I can't seem to solve/simplify step by step to get from equation 3) to 4) as they do in this paper. As per the paper:
3) $p = \frac{p' + (r-R)p}{1+r}$
Because both sides of equation 3) involve the current price, $p$, the equation can be solved as follows:
4) $p = \frac{p'}{1+R}$
Could somebody please step by step show how I'd solve this step please?
Best Answer
We start with the original equation: \begin{align*} p = \frac{p' + (r-R)p}{1+r} \end{align*} We want to obtain $p$ as a function of the other values. So, we first want to collect all terms with $p$ on the same side.

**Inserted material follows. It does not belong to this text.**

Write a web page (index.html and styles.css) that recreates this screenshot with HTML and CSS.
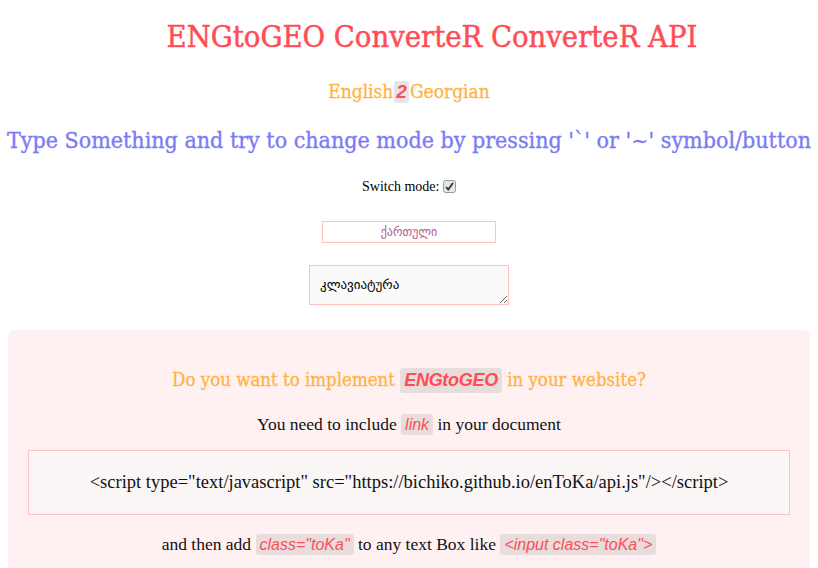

We do this by splitting the fraction and bringing one term over. \begin{align*} p &= \frac{p'}{1+r} + \frac{(r-R)p}{1+r} \\ p - \frac{(r-R)p}{1+r} &= \frac{p'}{1+r} \end{align*} Now, we can factor out the $p$ on the left side, and put everything on the same denominator. \begin{align*} p \left( 1 - \frac{(r-R)}{1+r} \right) &= \frac{p'}{1+r} \\ p \left( \frac{1+r}{1+r} - \frac{r-R}{1+r} \right) &= \frac{p'}{1+r} \\ p \left( \frac{1+R}{1+r} \right) &= \frac{p'}{1+r} \end{align*} (Note of course that $(1+r)-(r-R) = (1+r) + (-r +R) = 1+R$.). Finally, we multiply both sides of the equation by $(1+r)/(1+R)$ to get: \begin{align*} p \left( \frac{1+R}{1+r} \right) \cdot \frac{1+r}{1+R} &= \frac{p'}{1+r} \cdot \frac{1+r}{1+R} \\ p = \frac{p'}{1+R} \end{align*} And this is the desired result.